SCD2 ensures historical tracking of attributes, such as:
- Customer address change
- Product attribute update
- Employee role changes
CDC identifies the change; SCD2 manages versioning.
CDC Architecture in Real Projects
Below is a typical real-time CDC architecture:
Source DB → CDC Capture → Kafka/Streams → ETL/Transform → Lakehouse/Warehouse → Analytics
Or cloud-native:
AWS Example
Oracle → AWS DMS → S3 → Glue/EMR → Redshift
Azure Example
SQL Server → ADF CDC → ADLS → Databricks → Synapse
GCP Example
MySQL → Datastream → GCS → Dataflow → BigQuery
Best Practices for Implementing CDC
✔ Choose log-based CDC for high performance
✔ Always implement idempotent transformations
✔ Maintain audit logs
✔ Use checkpointing for fault tolerance
✔ Partition CDC tables by event time
✔ Avoid applying CDC directly to gold tables
✔ Test failure recovery and backfills
Common Challenges in CDC
Even though CDC is powerful, it comes with challenges:
- Schema drift
- Handling deletes
- Late arriving records
- Network latency
- Transaction ordering issues
- High-velocity workloads
Modern tools like Debezium and Datastream have built-in solutions.
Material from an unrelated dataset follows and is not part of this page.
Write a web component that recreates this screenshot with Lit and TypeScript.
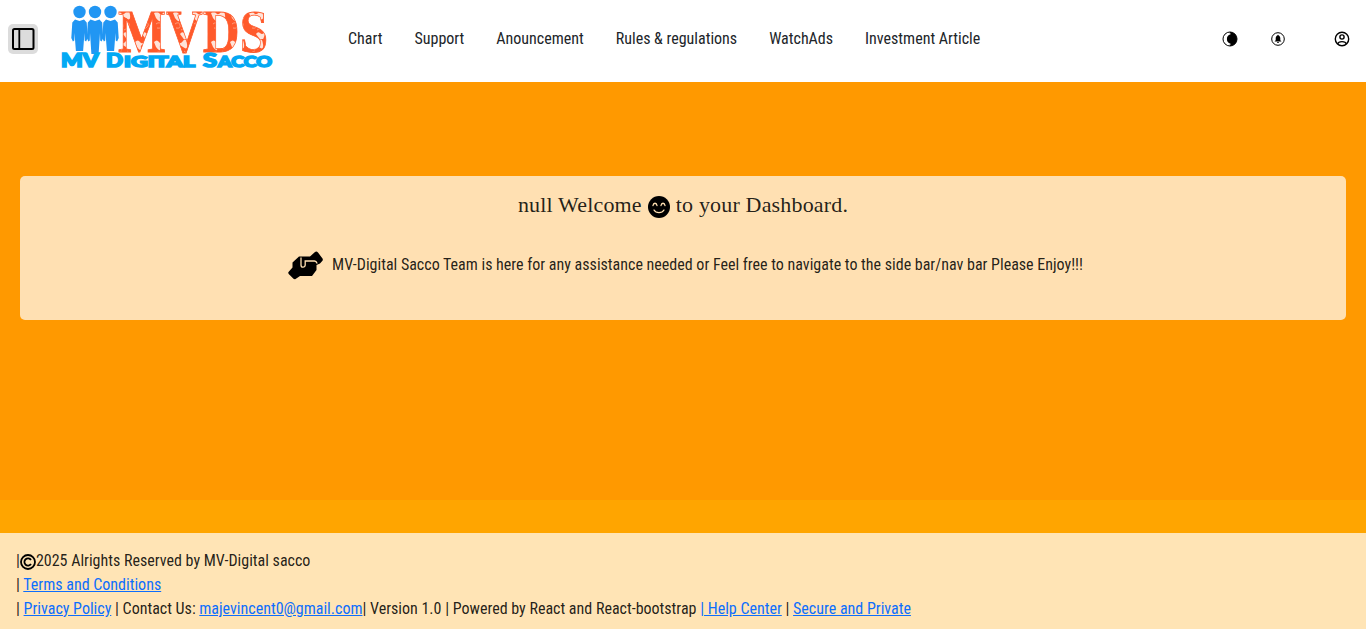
import { LitElement, html, svg, css } from "lit";
import { customElement } from "lit/decorators.js";

const person = (x: number, foot: number) => svg`
  <g transform="translate(${x} 0)">
    <circle cx="0" cy="12" r="6.2"/>
    <path d="M-4.500 19.500L0 21L4.500 19.500L7.200 22.500L8.200 38L6.600 41.500L5.200 40.500L5 33L3.600 ${foot}H-3.600L-5 33L-5.200 40.500L-6.600 41.500L-8.200 38L-7.200 22.500Z"/>
  </g>`;

@customElement("app-root")
export class AppRoot extends LitElement {
  static styles = css`
    :host { display: flex; flex-direction: column; height: 629px; overflow: hidden; background: #ffa500;
      font-family: "Roboto Condensed", Roboto, sans-serif; font-stretch: 75%; font-size: 16px; line-height: 24px; color: rgba(0, 0, 0, .87); }
    * { box-sizing: border-box; }
    svg { display: block; flex: none; }
    header { height: 82px; background: #fff; display: flex; align-items: flex-start; flex: none; }
    .toggle { margin: 24px 0 0 8px; width: 30px; height: 30px; border-radius: 5px; background: #dcdcdc; border: 0; padding: 3px; }
    .logo { margin-left: 20px; overflow: visible; }
    nav { display: flex; gap: 32px; margin: 27px 0 0 70px; white-space: nowrap; color: #212529; }
    .tools { display: flex; margin: 31px 16px 0 auto; align-items: center; }
    .bell { margin-left: 33px; }
    .user { margin-left: 49px; }
    main { height: 418px; flex: none; background: #ff9900; padding: 94px 20px 0; }
    .card { height: 144px; border-radius: 5px; background: #ffe0b2; display: flex; flex-direction: column; align-items: center; }
    h1 { margin: 13px 0 0; height: 32px; font: 400 22px/32px "Liberation Serif", serif; letter-spacing: .17px; display: flex; white-space: pre; }
    .smile { margin: 7px 6px 0; }
    .msg { display: flex; margin: 29px 0 0 5px; height: 30px; white-space: nowrap; }
    .msg span { padding: 3px 0 0 9px; }
    footer { margin-top: 33px; height: 96px; background: #ffe4b5; padding: 16px; flex: none; white-space: nowrap; }
    .line { display: flex; white-space: pre; }
    .copy { margin-top: 5px; }
    a { color: #0d6efd; text-decoration: underline; }
  `;

  render() {
    return html`
      <header>
        <button class="toggle" aria-label="Toggle sidebar">
          <svg width="24" height="24" viewBox="0 0 24 24" fill="none" stroke="#000" stroke-width="2"><rect x="2" y="2" width="20.500" height="20" rx="1.5"/><path d="M8.300 2v20" stroke-width="1.8"/></svg>
        </button>
        <svg class="logo" width="220" height="76" viewBox="58 0 220 76">
          <defs>
            <pattern id="floral" width="19" height="29" patternUnits="userSpaceOnUse" y="10">
              <rect width="19" height="29" fill="#ff5a2b"/>
              <path d="M2 3q3-3 5 0t5-1 4 3-4 3-4 1-4-1zM9 24q2-3 4-1t4 0 0 4-5 1z" fill="#ffe3d8"/>
              <path d="M4 14q4-3 5 1t-4 3M13 12q4 2 1 5t-4 3" fill="none" stroke="#ff9a78" stroke-width="1"/>
            </pattern>
          </defs>
          <text x="118" y="51.500" font-family="Liberation Serif" font-weight="700" font-size="61" fill="url(#floral)" stroke="#ff5a2b" stroke-width=".8" textLength="150" lengthAdjust="spacingAndGlyphs">MVDS</text>
          <g fill="#2196f3">${person(79.5, 51)}${person(110.5, 51)}${person(95, 54)}</g>
          <text y="67" font-family="Lato" font-weight="900" font-size="18" fill="#03a9f4" stroke="#03a9f4" stroke-width="1.600"><tspan x="61" textLength="37" lengthAdjust="spacingAndGlyphs">MV</tspan> <tspan x="106" textLength="17" lengthAdjust="spacingAndGlyphs">D</tspan><tspan x="124" font-size="15.500" textLength="71" lengthAdjust="spacingAndGlyphs">IGITAL</tspan> <tspan x="203" textLength="14" lengthAdjust="spacingAndGlyphs">S</tspan><tspan x="218" font-size="15.500" textLength="54" lengthAdjust="spacingAndGlyphs">ACCO</tspan></text>
        </svg>
        <nav><span>Chart</span><span>Support</span><span>Anouncement</span><span>Rules &amp; regulations</span><span>WatchAds</span><span>Investment Article</span></nav>
        <div class="tools">
          <svg width="16" height="16" viewBox="0 0 16 16"><circle cx="8" cy="8" r="7" fill="#fff" stroke="#000"/><path d="M8 1a7 7 0 0 1 0 14l-.5-1.300C9 13.500 9 13 8.500 12.800a5 5 0 0 1 0-9.600C9 3 9 2.400 7.500 2.200z"/></svg>
          <svg class="bell" width="14" height="14" viewBox="0 0 14 14"><circle cx="7" cy="7" r="6.300" fill="none" stroke="#000"/><path d="M3.500 9.500l1.200-1.300V6C4.700 4.600 5.500 3.700 6.400 3.400a.6.6 0 0 1 1.200 0C8.500 3.700 9.300 4.600 9.300 6v2.200l1.200 1.300zM6 10h2a1 1 0 0 1-2 0z"/></svg>
          <svg class="user" width="16" height="16" viewBox="0 0 16 16" fill="none" stroke="#000" stroke-width="1.400"><circle cx="8" cy="8" r="6.700"/><circle cx="8" cy="6" r="2.100"/><path d="M3.500 13c1-3.200 8-3.200 9 0"/></svg>
        </div>
      </header>
      <main>
        <section class="card">
          <h1>null Welcome<svg class="smile" width="22" height="22" viewBox="0 0 22 22"><circle cx="11" cy="11" r="11"/><path d="M5 9.500c.5-3 3.500-3 4 0M13 9.500c.5-3 3.500-3 4 0M6 14c2 3.600 8 3.600 10 0" fill="none" stroke="#ffe0b2" stroke-width="1.300" stroke-linecap="round"/></svg>to your Dashboard.</h1>
          <div class="msg">
            <svg width="35" height="30" viewBox="0 0 35 30"><path d="M.5 22L4.500 17.500V12.500L11 6.500h11l5-4.500q1.500-1 3 .500l4.500 6q.8 1.500-.3 2.500l-2.200 2.500-3.500 1.500v5l-4.500 6H12l-4.500 3q-1 .5-2-.300L.7 24q-.8-1-.2-2z"/><path d="M13 7.500v7.500q0 2.200 2 2.200t2.200-2.200v-4h9.300q1.700 0 2.700 2.500" stroke="#ffe0b2" fill="none" stroke-width="1.300"/></svg>
            <span>MV-Digital Sacco Team is here for any assistance needed or Feel free to navigate to the side bar/nav bar Please Enjoy!!!</span>
          </div>
        </section>
      </main>
      <footer>
        <div class="line">|<svg class="copy" width="16" height="16" viewBox="0 0 16 16" fill="none" stroke="#000" stroke-width="1.800"><circle cx="8" cy="8" r="7"/><path d="M11 6a3.600 3.600 0 1 0 0 4"/></svg>2025 Alrights Reserved by MV-Digital sacco</div>
        <div>| <a>Terms and Conditions</a></div>
        <div>| <a>Privacy Policy</a> | Contact Us: <a>majevincent0@gmail.com</a>| Version 1.0 | Powered by React and React-bootstrap <a>| Help Center</a> | <a>Secure and Private</a></div>
      </footer>
    `;
  }
}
Conclusion: CDC Is the Future of Modern ETL
As businesses push toward real-time data platforms and event-driven architectures, CDC becomes essential. It makes ETL pipelines faster, cheaper, scalable, and more intelligent. Whether you’re building cloud data pipelines, migrating databases, or implementing SCD2, mastering CDC is a must-have skill for every data engineer.
This module gives you the complete understanding needed to work with Change Data Capture using modern cloud and open-source tools. If you’re preparing for interviews or working on enterprise-grade projects, CDC will be one of the most valuable components in your ETL toolkit.